АР: Да, потому что идеи побе­ды, праздника, ликования, вакхан­ствования и т.п. служат наилучшим, хотя и временным средством против страха: чем громче праздник, тем меньше слышен внутренний голос страха. Отсюда коренное различие страха и бесстрашия в двух его ва­риантах – бесстрашия от безумия и бесстрашия от спокойствия и отсут­ствия страха смерти. Тут очень важна вся тема самосознания или, как у нас это называют, «сознательности», имея в виду растворение своего «я» во внешней истине.

ИК: Для нас важнее всего была в 50-е годы идея победы: экономичес­кой, политической, военной и идей­ной. В 60-е годы она сменилась идеей обороны.

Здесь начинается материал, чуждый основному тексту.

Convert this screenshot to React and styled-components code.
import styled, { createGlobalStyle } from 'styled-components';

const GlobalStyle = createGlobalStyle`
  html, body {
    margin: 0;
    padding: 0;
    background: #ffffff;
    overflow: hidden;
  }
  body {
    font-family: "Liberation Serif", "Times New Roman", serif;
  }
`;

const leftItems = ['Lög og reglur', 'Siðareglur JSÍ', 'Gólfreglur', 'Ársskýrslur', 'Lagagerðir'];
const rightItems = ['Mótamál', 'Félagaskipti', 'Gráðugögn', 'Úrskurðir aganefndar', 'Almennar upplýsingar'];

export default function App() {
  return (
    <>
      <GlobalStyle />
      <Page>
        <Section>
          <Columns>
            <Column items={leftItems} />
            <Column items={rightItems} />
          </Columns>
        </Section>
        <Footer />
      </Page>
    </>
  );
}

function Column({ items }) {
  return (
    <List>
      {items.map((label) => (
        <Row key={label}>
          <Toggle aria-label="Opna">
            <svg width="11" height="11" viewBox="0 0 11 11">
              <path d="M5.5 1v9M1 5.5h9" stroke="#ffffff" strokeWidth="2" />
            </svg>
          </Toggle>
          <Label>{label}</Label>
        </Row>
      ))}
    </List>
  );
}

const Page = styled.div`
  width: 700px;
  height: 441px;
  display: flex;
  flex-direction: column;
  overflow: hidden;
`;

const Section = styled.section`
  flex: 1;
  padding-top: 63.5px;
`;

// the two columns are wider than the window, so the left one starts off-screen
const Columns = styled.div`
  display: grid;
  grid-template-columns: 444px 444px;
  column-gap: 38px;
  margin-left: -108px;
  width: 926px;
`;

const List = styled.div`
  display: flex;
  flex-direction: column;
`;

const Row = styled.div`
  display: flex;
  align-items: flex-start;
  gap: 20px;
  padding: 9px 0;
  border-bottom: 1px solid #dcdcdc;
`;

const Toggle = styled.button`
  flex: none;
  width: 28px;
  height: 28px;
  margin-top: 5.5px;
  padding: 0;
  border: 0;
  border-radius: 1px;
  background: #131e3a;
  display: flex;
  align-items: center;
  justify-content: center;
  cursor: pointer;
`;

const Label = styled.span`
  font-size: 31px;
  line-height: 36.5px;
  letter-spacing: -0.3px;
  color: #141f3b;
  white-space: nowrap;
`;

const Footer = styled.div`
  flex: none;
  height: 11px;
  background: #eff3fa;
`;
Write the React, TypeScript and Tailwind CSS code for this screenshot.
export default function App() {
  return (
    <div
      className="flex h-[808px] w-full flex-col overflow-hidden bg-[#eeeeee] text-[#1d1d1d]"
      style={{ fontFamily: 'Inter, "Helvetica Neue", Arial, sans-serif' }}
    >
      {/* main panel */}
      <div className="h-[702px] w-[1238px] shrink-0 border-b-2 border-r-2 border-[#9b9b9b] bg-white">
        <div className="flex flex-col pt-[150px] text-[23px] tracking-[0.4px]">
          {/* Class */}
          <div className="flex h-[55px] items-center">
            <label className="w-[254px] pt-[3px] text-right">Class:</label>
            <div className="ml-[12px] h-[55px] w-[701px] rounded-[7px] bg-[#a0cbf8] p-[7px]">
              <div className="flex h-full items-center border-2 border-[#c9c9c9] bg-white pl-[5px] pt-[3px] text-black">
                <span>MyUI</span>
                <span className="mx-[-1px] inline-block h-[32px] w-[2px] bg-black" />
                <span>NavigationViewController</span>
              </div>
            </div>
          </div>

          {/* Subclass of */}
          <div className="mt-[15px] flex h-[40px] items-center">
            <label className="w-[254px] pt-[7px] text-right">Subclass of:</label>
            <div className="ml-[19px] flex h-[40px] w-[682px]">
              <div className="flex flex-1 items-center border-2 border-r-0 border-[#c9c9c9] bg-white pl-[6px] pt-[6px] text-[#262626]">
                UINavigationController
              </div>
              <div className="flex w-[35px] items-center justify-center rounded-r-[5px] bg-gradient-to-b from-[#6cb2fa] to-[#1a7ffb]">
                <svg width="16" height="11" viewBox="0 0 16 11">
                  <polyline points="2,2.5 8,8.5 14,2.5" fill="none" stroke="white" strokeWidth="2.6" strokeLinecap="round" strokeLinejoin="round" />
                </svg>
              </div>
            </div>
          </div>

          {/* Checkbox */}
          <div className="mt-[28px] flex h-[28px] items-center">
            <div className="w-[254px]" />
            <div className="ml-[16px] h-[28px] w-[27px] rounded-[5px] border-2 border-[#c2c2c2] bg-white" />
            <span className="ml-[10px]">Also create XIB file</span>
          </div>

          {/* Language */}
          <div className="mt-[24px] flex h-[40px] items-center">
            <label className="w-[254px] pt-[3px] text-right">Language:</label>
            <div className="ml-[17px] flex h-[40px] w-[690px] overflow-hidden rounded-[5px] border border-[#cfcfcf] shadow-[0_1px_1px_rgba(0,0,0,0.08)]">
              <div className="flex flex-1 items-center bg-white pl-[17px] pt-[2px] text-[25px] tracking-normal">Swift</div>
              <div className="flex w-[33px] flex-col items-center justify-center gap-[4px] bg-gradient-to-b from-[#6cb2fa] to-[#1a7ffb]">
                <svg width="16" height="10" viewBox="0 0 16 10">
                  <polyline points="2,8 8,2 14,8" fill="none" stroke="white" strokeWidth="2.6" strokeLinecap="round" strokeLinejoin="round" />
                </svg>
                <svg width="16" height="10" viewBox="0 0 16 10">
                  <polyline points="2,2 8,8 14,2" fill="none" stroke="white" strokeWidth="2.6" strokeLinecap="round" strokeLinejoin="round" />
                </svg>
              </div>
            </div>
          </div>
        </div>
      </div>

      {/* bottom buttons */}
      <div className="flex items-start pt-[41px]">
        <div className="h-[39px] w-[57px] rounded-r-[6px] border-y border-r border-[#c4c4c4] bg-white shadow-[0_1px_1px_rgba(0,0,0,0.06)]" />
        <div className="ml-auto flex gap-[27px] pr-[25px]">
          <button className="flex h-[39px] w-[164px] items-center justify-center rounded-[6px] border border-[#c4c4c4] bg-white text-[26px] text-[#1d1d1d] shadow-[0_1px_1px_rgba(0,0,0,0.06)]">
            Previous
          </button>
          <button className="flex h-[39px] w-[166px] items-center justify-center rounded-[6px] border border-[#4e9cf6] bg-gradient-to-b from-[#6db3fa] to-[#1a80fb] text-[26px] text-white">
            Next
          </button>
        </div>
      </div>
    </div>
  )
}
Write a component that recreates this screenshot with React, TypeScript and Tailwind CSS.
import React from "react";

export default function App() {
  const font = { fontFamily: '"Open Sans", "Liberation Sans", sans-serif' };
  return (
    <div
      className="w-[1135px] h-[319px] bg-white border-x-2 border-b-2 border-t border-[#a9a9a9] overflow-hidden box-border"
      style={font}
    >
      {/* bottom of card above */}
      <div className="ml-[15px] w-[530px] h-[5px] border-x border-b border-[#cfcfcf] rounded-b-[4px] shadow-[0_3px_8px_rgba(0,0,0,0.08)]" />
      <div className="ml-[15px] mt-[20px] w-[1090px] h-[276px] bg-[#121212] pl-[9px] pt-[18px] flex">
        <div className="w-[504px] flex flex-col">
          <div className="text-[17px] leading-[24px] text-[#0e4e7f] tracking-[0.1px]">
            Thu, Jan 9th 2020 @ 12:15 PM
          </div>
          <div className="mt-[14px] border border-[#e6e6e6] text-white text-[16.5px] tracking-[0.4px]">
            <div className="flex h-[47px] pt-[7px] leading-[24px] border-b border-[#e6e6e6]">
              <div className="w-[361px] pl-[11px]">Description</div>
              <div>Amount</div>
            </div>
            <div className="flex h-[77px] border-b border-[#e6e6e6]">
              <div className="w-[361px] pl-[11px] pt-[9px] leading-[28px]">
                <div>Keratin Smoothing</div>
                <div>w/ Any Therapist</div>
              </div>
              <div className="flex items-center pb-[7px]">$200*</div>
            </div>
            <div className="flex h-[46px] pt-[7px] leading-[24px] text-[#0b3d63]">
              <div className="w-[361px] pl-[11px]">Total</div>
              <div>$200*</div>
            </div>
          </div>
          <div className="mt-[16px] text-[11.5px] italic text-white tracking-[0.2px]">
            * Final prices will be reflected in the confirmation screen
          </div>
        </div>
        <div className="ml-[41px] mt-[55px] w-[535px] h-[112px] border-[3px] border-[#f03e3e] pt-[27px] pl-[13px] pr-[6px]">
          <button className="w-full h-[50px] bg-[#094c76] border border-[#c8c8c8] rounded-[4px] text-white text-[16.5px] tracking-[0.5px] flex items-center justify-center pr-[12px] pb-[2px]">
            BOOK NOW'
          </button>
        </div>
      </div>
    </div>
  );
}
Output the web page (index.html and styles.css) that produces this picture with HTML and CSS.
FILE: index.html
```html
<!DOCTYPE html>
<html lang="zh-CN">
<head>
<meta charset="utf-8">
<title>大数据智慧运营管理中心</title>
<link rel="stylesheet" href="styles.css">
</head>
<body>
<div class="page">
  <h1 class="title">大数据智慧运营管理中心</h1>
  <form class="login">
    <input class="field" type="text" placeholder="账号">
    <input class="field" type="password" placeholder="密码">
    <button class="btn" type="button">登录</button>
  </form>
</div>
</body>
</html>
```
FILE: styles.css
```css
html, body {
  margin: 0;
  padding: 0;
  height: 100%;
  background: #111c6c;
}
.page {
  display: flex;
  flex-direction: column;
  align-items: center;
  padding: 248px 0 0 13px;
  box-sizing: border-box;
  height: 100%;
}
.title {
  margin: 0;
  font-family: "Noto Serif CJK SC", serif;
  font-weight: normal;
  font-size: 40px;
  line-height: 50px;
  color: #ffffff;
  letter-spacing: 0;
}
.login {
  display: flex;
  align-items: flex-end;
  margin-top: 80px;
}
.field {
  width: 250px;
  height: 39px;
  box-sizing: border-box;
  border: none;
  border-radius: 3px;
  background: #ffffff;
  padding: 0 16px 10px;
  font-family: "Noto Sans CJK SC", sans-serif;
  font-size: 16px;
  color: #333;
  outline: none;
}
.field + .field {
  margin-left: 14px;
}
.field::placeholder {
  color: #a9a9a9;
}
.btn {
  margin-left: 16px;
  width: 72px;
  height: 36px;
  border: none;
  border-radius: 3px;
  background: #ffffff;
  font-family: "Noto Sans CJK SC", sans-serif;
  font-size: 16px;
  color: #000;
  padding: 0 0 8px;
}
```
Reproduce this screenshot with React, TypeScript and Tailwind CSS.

АР: Не является ли идея побе­ды вообще главным архетипом «госу­­­­дарственности»? Нарождающиеся фор­мы новой респу­бликанской госу­­­­дарственности в Европе XIX–XX веков стали источ­никами идеи «победы» во всех видах. Спорт и Космос стали новыми формами со­ревнования, а потом и искусство – конкурс Чайковского. Поэтому по­­­­беда Клайберна была столь ра­дикальным фактом жизни 60-х годов.

ИК: У нас тема военной победы сейчас отождествлена с победами в других сферах: космосе, спорте и пр.

АР: Но разве современный фут­бол способен сохранить накал госу­дарственных страстей? Ведь человек, жующий колбасу перед телевизором и наблюдающий за матчем, – это уже человек, самой, так сказать, приватностью своей ситуации раз­магниченный и деидеологизиро­ван­­­ный. К тому же матчи играются не только между нашими и чужими, но и между своими командами. Мне кажется, что телевизионный спорт не столько обостряет, сколько разряжает и канализует формы агрессивности и страха. Точно так же, как фильмы с насилием и порнографией не столько возбуждают, сколько канализуют и разряжают исходные потребности и напряженность.

ИК: В настоящее время, в 80-е годы, вообще поменялось все го­сударственное представление. Де-­­ла­­­­ется упор на частного человека-конформиста, в то время как в 40–50-е годы вообще не было этого представления о частном человеке. Был некий абстрактный «человек-победитель». Оборона, конечно, свя­зана с нападением, лучший способ обороны – нападение, но нападение сейчас имеет форму инфильтрации.